Stored data:
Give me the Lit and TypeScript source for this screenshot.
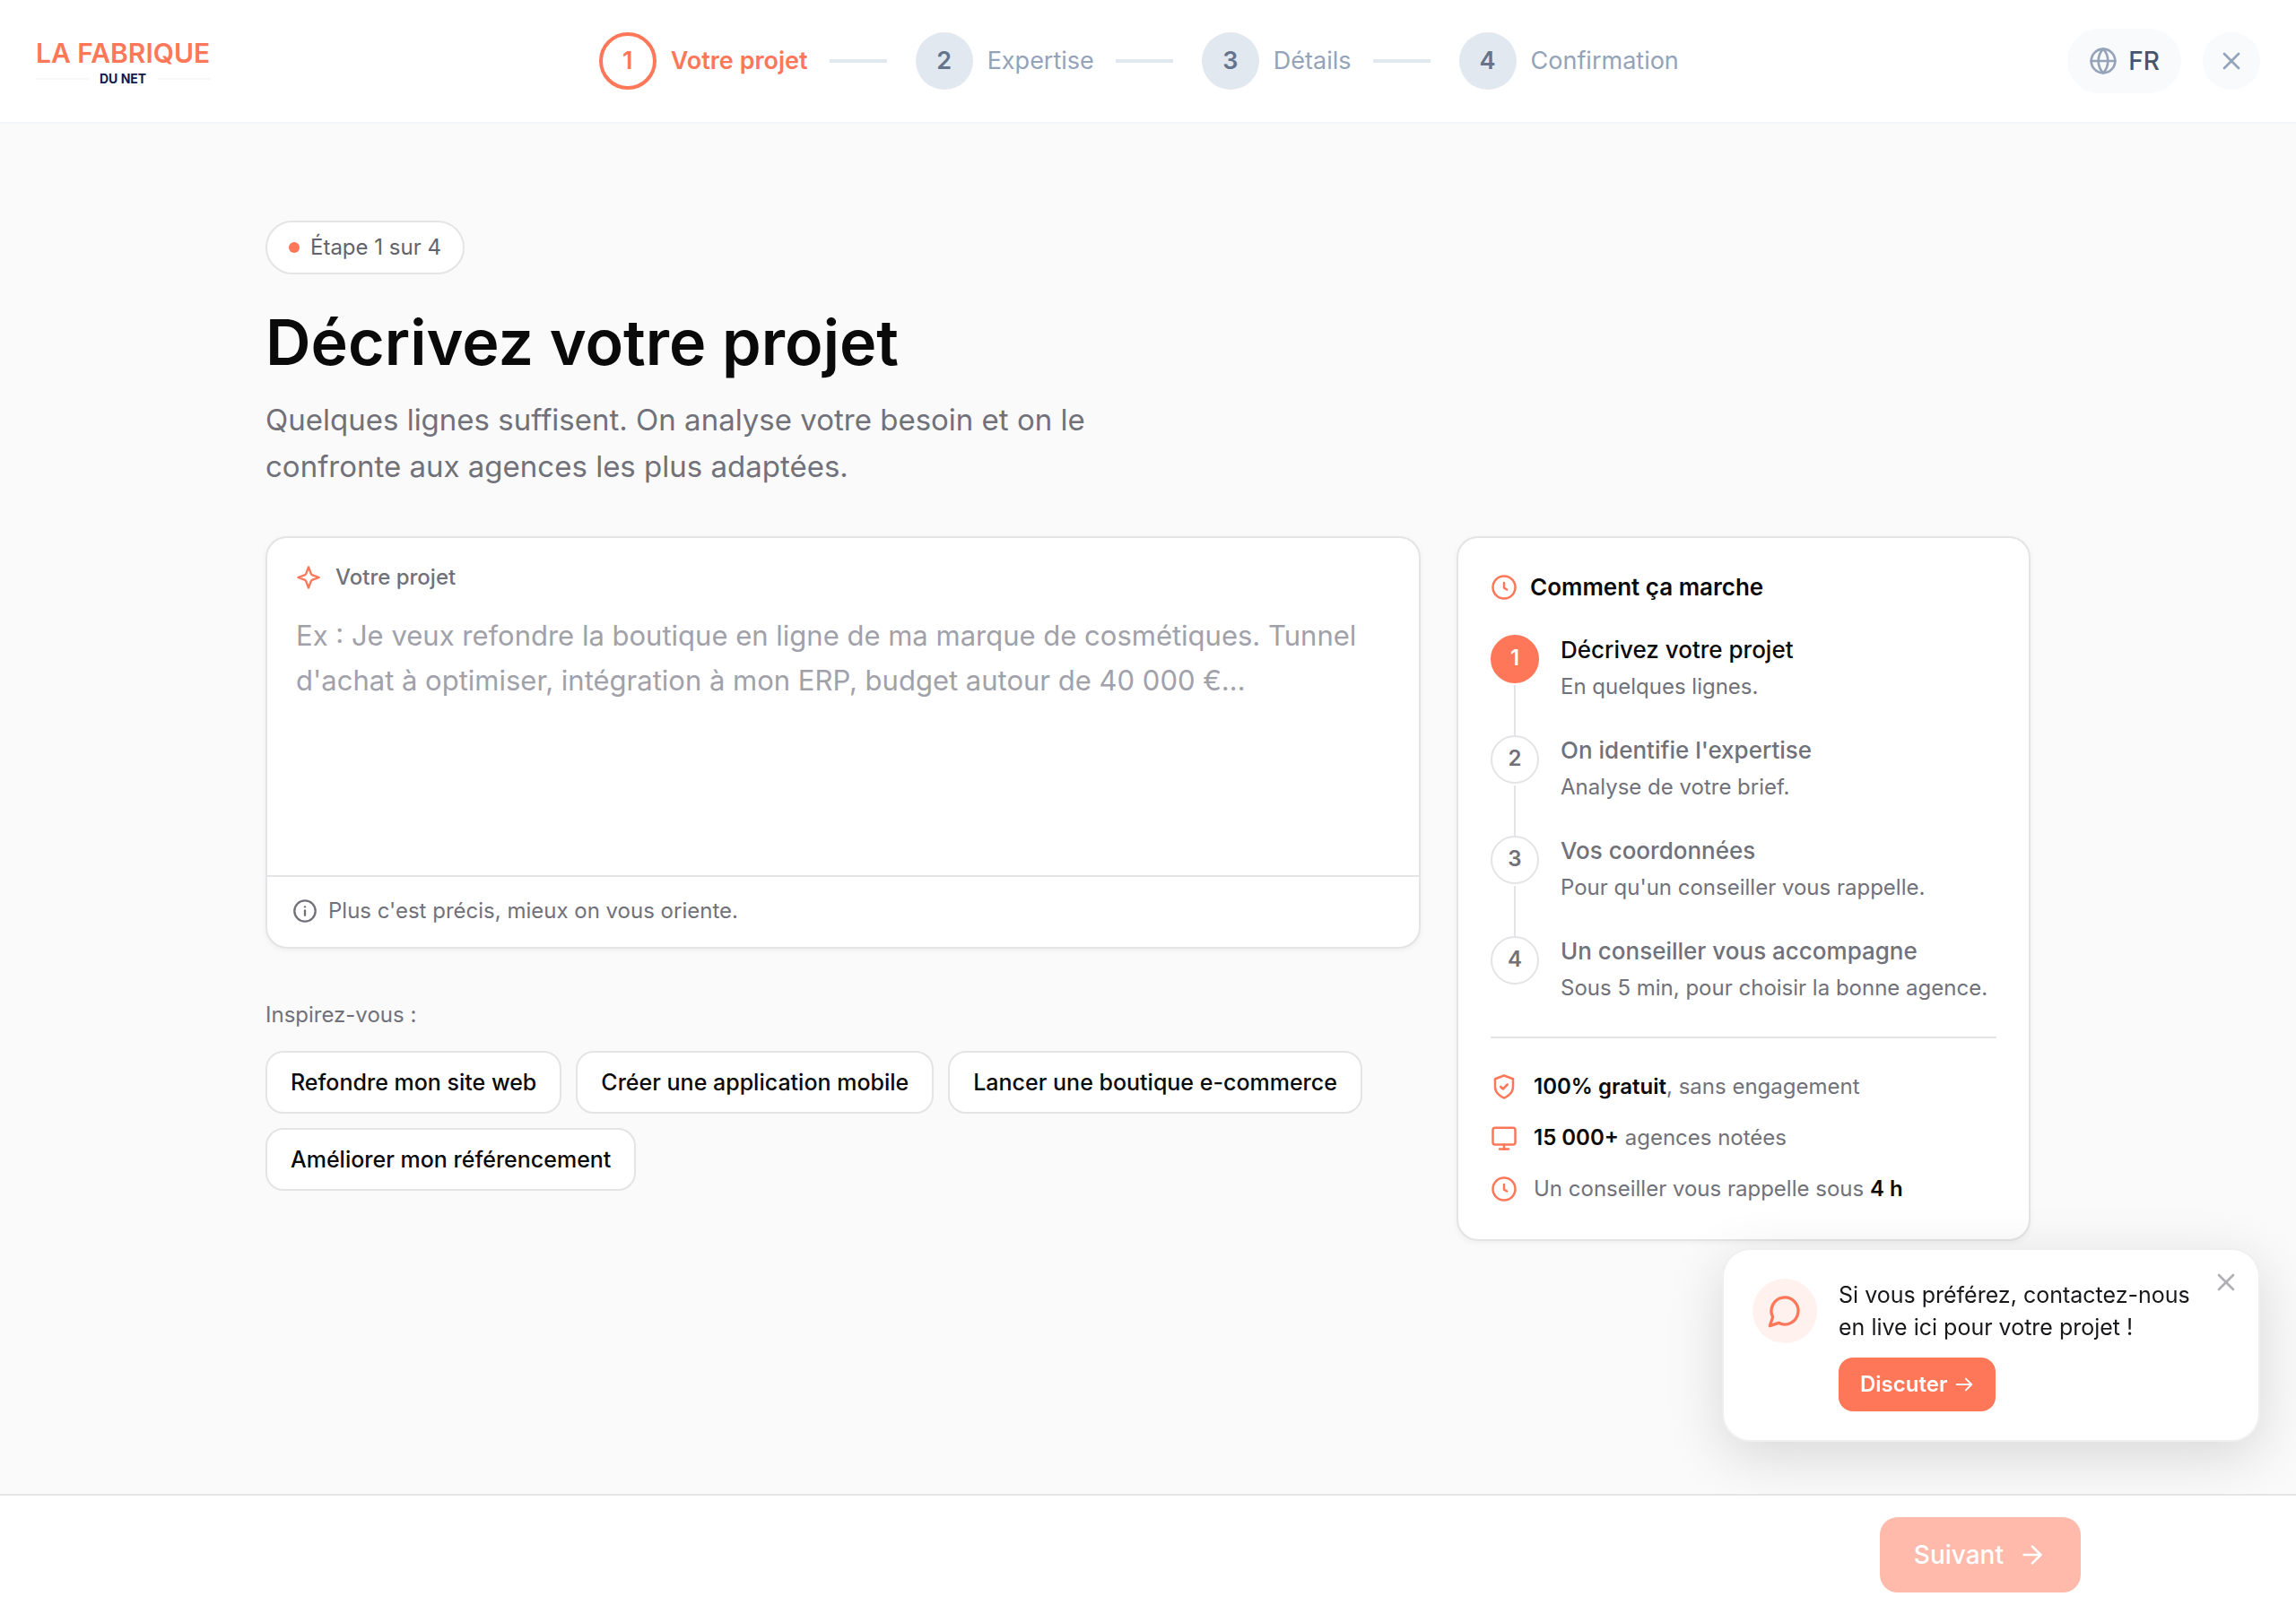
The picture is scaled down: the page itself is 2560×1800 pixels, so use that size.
import { LitElement, html, css, svg } from "lit";
import { customElement, state } from "lit/decorators.js";
import { classMap } from "lit/directives/class-map.js";

const icons = {
  globe: svg`<circle cx="12" cy="12" r="10"/><path d="M12 2a14.5 14.5 0 0 0 0 20 14.5 14.5 0 0 0 0-20"/><path d="M2 12h20"/>`,
  close: svg`<path d="M18 6 6 18"/><path d="m6 6 12 12"/>`,
  sparkle: svg`<path d="M12 2l2.300 6.200a2.500 2.500 0 0 0 1.500 1.500L22 12l-6.200 2.300a2.500 2.500 0 0 0-1.500 1.500L12 22l-2.300-6.200a2.500 2.500 0 0 0-1.500-1.500L2 12l6.200-2.300a2.500 2.500 0 0 0 1.500-1.500Z"/>`,
  info: svg`<circle cx="12" cy="12" r="10"/><path d="M12 16v-4.500"/><path d="M12 8h.01"/>`,
  clock: svg`<circle cx="12" cy="12" r="10"/><path d="M12 8v4.500l2.500 1.500"/>`,
  shield: svg`<path d="M12 22s8-3 8-10V5l-8-3-8 3v7c0 7 8 10 8 10z"/><path d="m9 12 2 2 4-4"/>`,
  monitor: svg`<rect x="2" y="3" width="20" height="15" rx="2"/><path d="M8 22h8"/><path d="M12 18v4"/>`,
  chat: svg`<path d="M7.900 20A9 9 0 1 0 4 16.100L2 22Z"/>`,
  arrow: svg`<path d="M5 12h14"/><path d="m12 5 7 7-7 7"/>`,
  arrowWide: svg`<path d="M3 12h18"/><path d="m14 5 7 7-7 7"/>`,
};

const icon = (name: keyof typeof icons, cls: string) =>
  html`<svg class="icon ${cls}" viewBox="0 0 24 24" aria-hidden="true">${icons[name]}</svg>`;

const STEPS = ["Votre projet", "Expertise", "Détails", "Confirmation"];

const HOW = [
  { title: "Décrivez votre projet", text: "En quelques lignes." },
  { title: "On identifie l'expertise", text: "Analyse de votre brief." },
  { title: "Vos coordonnées", text: "Pour qu'un conseiller vous rappelle." },
  { title: "Un conseiller vous accompagne", text: "Sous 5 min, pour choisir la bonne agence." },
];

const IDEAS = [
  "Refondre mon site web",
  "Créer une application mobile",
  "Lancer une boutique e-commerce",
  "Améliorer mon référencement",
];

@customElement("app-root")
export class AppRoot extends LitElement {
  @state() private brief = "";
  @state() private chatOpen = true;

  static styles = css`
    :host {
      --coral: #ff7759;
      --ink: #0a0a0a;
      --muted: #71717a;
      --line: #e4e4e7;
      display: flex;
      flex-direction: column;
      min-height: 100vh;
      background: #fafafa;
      color: var(--ink);
      font-family: Inter, "Liberation Sans", sans-serif;
      font-size: 24px;
      line-height: 32px;
    }
    *, *::before, *::after { box-sizing: border-box; }
    h1, h2, h3, p, ol, ul { margin: 0; padding: 0; }
    ol, ul { list-style: none; }
    button, textarea { font: inherit; color: inherit; margin: 0; }
    button { cursor: pointer; border: 0; }

    .icon {
      display: block;
      flex: none;
      width: 32px;
      height: 32px;
      fill: none;
      stroke: currentColor;
      stroke-width: 2;
      stroke-linecap: round;
      stroke-linejoin: round;
    }
    .icon.small { width: 28px; height: 28px; }
    .icon.medium { width: 30px; height: 30px; }
    .icon.large { width: 40px; height: 40px; }
    .icon.tiny { width: 22px; height: 22px; }
    .icon.accent { color: var(--coral); }

    .top {
      display: flex;
      align-items: center;
      justify-content: space-between;
      padding: 32px 40px;
      background: #fff;
      border-bottom: 2px solid #f1f5f9;
    }
    .logo { display: block; padding-top: 4px; text-decoration: none; color: var(--coral); }
    .logo-name { display: block; font-size: 30px; line-height: 36px; font-weight: 600; }
    .logo-sub {
      display: flex;
      align-items: center;
      gap: 12px;
      font-size: 14px;
      line-height: 22px;
      font-weight: 700;
      color: #0f1b4c;
    }
    .logo-sub::before, .logo-sub::after {
      content: "";
      flex: 1;
      height: 2px;
      background: #f5f6f8;
    }

    .stepper { display: flex; align-items: center; gap: 32px; }
    .step { display: flex; align-items: center; gap: 16px; font-size: 27px; color: #94a3b8; }
    .step-dot {
      display: grid;
      place-items: center;
      width: 64px;
      height: 64px;
      border-radius: 50%;
      background: #e2e8f0;
      color: #64748b;
      font-weight: 600;
    }
    .step.current { color: var(--coral); font-weight: 600; }
    .step.current .step-dot { background: #fff; border: 4px solid; color: inherit; }
    .step-line { width: 64px; height: 4px; margin-left: 8px; background: #e2e8f0; }

    .tools { display: flex; align-items: center; gap: 24px; color: #94a3b8; }
    .lang {
      display: flex;
      align-items: center;
      gap: 12px;
      height: 72px;
      padding: 0 24px;
      border-radius: 36px;
      background: #f8fafc;
      font-size: 28px;
      font-weight: 500;
    }
    .lang-code { color: #475569; }
    .quit {
      display: grid;
      place-items: center;
      width: 64px;
      height: 64px;
      padding: 0;
      border-radius: 50%;
      background: #f8fafc;
    }

    .content {
      flex: 1;
      width: 100%;
      max-width: 2048px;
      margin: 0 auto;
      padding: 108px 40px 80px;
    }
    .badge {
      display: inline-flex;
      align-items: center;
      gap: 12px;
      height: 60px;
      padding: 0 24px;
      border: 2px solid var(--line);
      border-radius: 30px;
      background: #fff;
      color: #62626b;
    }
    .badge::before {
      content: "";
      width: 12px;
      height: 12px;
      border-radius: 50%;
      background: var(--coral);
    }
    .title { margin-top: 34px; font-size: 70px; line-height: 84px; font-weight: 600; }
    .lead { max-width: 960px; margin-top: 18px; font-size: 33px; line-height: 52px; color: var(--muted); }

    .columns {
      display: grid;
      grid-template-columns: minmax(0, 1fr) 640px;
      align-items: start;
      gap: 40px;
      margin-top: 52px;
    }
    .card {
      border: 2px solid var(--line);
      border-radius: 24px;
      background: #fff;
      box-shadow: 0 2px 6px rgba(0, 0, 0, 0.05);
    }
    .brief-label {
      display: flex;
      align-items: center;
      gap: 16px;
      padding: 28px 32px 0;
      font-weight: 500;
      color: var(--muted);
    }
    .brief-input {
      display: block;
      width: 100%;
      height: 316px;
      padding: 24px 32px;
      border: 0;
      outline: 0;
      resize: none;
      background: transparent;
      font-size: 31px;
      line-height: 50px;
    }
    .brief-input::placeholder { color: #a1a1aa; opacity: 1; }
    .brief-hint {
      display: flex;
      align-items: center;
      gap: 12px;
      padding: 22px 28px 24px;
      border-top: 2px solid var(--line);
      color: var(--muted);
    }

    .ideas-title { margin-top: 58px; color: var(--muted); }
    .ideas { display: flex; flex-wrap: wrap; gap: 16px; margin-top: 24px; }
    .idea {
      padding: 17px 26px;
      border: 2px solid var(--line);
      border-radius: 20px;
      background: #fff;
      color: var(--ink);
      font-size: 25px;
      line-height: 32px;
      font-weight: 500;
    }

    .how { padding: 36px 36px 40px; }
    .how-title { display: flex; align-items: center; gap: 14px; font-size: 26px; line-height: 38px; font-weight: 600; }
    .how-list { margin-top: 34px; }
    .how-item { display: grid; grid-template-columns: 54px 1fr; column-gap: 24px; height: 112px; color: var(--muted); }
    .how-item:last-child { height: 90px; }
    .how-rail { display: flex; flex-direction: column; align-items: center; gap: 2px; }
    .how-num {
      display: grid;
      place-items: center;
      width: 54px;
      height: 54px;
      padding-bottom: 2px;
      border: 2px solid var(--line);
      border-radius: 50%;
      font-weight: 600;
    }
    .how-item:not(:last-child) .how-rail::after { content: ""; flex: 1; width: 2px; background: var(--line); }
    .how-item.current .how-num { background: var(--coral); border-color: var(--coral); color: #fff; }
    .how-name { font-size: 26px; line-height: 34px; font-weight: 500; }
    .how-item.current .how-name { color: var(--ink); }
    .how-text { margin-top: 8px; }
    .facts {
      display: flex;
      flex-direction: column;
      gap: 25px;
      margin-top: 22px;
      padding-top: 38px;
      border-top: 2px solid var(--line);
      color: var(--muted);
    }
    .fact { display: flex; align-items: center; gap: 18px; }
    .fact b { font-weight: 600; color: var(--ink); }

    .actions { background: #fff; border-top: 2px solid var(--line); position: relative; z-index: 2; }
    .actions-inner {
      display: flex;
      justify-content: flex-end;
      max-width: 2080px;
      margin: 0 auto;
      padding: 24px 0;
    }
    .next {
      display: flex;
      align-items: center;
      gap: 16px;
      height: 84px;
      padding: 0 38px;
      border-radius: 20px;
      background: var(--coral);
      color: #fff;
      font-size: 28px;
      font-weight: 500;
    }
    .next:disabled { opacity: 0.5; cursor: default; }

    .chat {
      position: fixed;
      right: 40px;
      bottom: 192px;
      z-index: 1;
      display: flex;
      gap: 24px;
      width: 600px;
      padding: 32px 64px 32px 32px;
      border: 2px solid #f0f0f0;
      border-radius: 32px;
      background: #fff;
      box-shadow: 0 16px 64px rgba(0, 0, 0, 0.14);
    }
    .chat-badge {
      display: grid;
      place-items: center;
      flex: none;
      width: 72px;
      height: 72px;
      border-radius: 50%;
      background: #fff1ee;
      color: var(--coral);
    }
    .chat-text { font-size: 25px; line-height: 36px; color: #18181b; }
    .chat-go {
      display: flex;
      align-items: center;
      gap: 8px;
      height: 60px;
      margin-top: 16px;
      padding: 0 24px;
      border-radius: 16px;
      background: var(--coral);
      color: #fff;
      font-weight: 600;
    }
    .chat-close {
      position: absolute;
      top: 20px;
      right: 20px;
      padding: 0;
      background: none;
      color: #b0b0b4;
    }
  `;

  private onInput(e: Event) {
    this.brief = (e.target as HTMLTextAreaElement).value;
  }

  render() {
    return html`
      <header class="top">
        <a class="logo" href="#">
          <span class="logo-name">LA FABRIQUE</span>
          <span class="logo-sub">DU NET</span>
        </a>
        <ol class="stepper">
          ${STEPS.map(
            (label, i) => html`
              <li class=${classMap({ step: true, current: i === 0 })}>
                <span class="step-dot">${i + 1}</span>
                <span>${label}</span>
                ${i < STEPS.length - 1 ? html`<span class="step-line"></span>` : null}
              </li>
            `,
          )}
        </ol>
        <div class="tools">
          <button class="lang" type="button">
            ${icon("globe", "")}<span class="lang-code">FR</span>
          </button>
          <button class="quit" type="button" aria-label="Fermer">${icon("close", "")}</button>
        </div>
      </header>

      <main class="content">
        <span class="badge">Étape 1 sur 4</span>
        <h1 class="title">Décrivez votre projet</h1>
        <p class="lead">
          Quelques lignes suffisent. On analyse votre besoin et on le confronte aux agences les plus adaptées.
        </p>
        <div class="columns">
          <section>
            <div class="card">
              <label class="brief-label" for="brief">${icon("sparkle", "small accent")}Votre projet</label>
              <textarea
                id="brief"
                class="brief-input"
                placeholder="Ex : Je veux refondre la boutique en ligne de ma marque de cosmétiques. Tunnel d'achat à optimiser, intégration à mon ERP, budget autour de 40 000 €…"
                .value=${this.brief}
                @input=${this.onInput}
              ></textarea>
              <p class="brief-hint">${icon("info", "small")}Plus c'est précis, mieux on vous oriente.</p>
            </div>
            <p class="ideas-title">Inspirez-vous :</p>
            <div class="ideas">
              ${IDEAS.map(
                (idea) => html`
                  <button class="idea" type="button" @click=${() => (this.brief = idea)}>${idea}</button>
                `,
              )}
            </div>
          </section>

          <aside class="card how">
            <h2 class="how-title">${icon("clock", "medium accent")}Comment ça marche</h2>
            <ol class="how-list">
              ${HOW.map(
                (item, i) => html`
                  <li class=${classMap({ "how-item": true, current: i === 0 })}>
                    <div class="how-rail"><span class="how-num">${i + 1}</span></div>
                    <div>
                      <h3 class="how-name">${item.title}</h3>
                      <p class="how-text">${item.text}</p>
                    </div>
                  </li>
                `,
              )}
            </ol>
            <ul class="facts">
              <li class="fact">${icon("shield", "medium accent")}<span><b>100% gratuit</b>, sans engagement</span></li>
              <li class="fact">${icon("monitor", "medium accent")}<span><b>15 000+</b> agences notées</span></li>
              <li class="fact">${icon("clock", "medium accent")}<span>Un conseiller vous rappelle sous <b>4 h</b></span></li>
            </ul>
          </aside>
        </div>
      </main>

      <footer class="actions">
        <div class="actions-inner">
          <button class="next" type="button" ?disabled=${this.brief === ""}>Suivant ${icon("arrow", "")}</button>
        </div>
      </footer>

      ${this.chatOpen
        ? html`
            <div class="chat">
              <span class="chat-badge">${icon("chat", "large")}</span>
              <div>
                <p class="chat-text">Si vous préférez, contactez-nous en live ici pour votre projet !</p>
                <button class="chat-go" type="button">Discuter ${icon("arrowWide", "tiny")}</button>
              </div>
              <button class="chat-close" type="button" aria-label="Masquer" @click=${() => (this.chatOpen = false)}>
                ${icon("close", "")}
              </button>
            </div>
          `
        : null}
    `;
  }
}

Written problem: Copy out each line of the listing that holds "this".

The completed task:
Give me the Lit and TypeScript source for this screenshot.
    this.brief = (e.target as HTMLTextAreaElement).value;
                .value=${this.brief}
                @input=${this.onInput}
                  <button class="idea" type="button" @click=${() => (this.brief = idea)}>${idea}</button>
          <button class="next" type="button" ?disabled=${this.brief === ""}>Suivant ${icon("arrow", "")}</button>
      ${this.chatOpen
              <button class="chat-close" type="button" aria-label="Masquer" @click=${() => (this.chatOpen = false)}>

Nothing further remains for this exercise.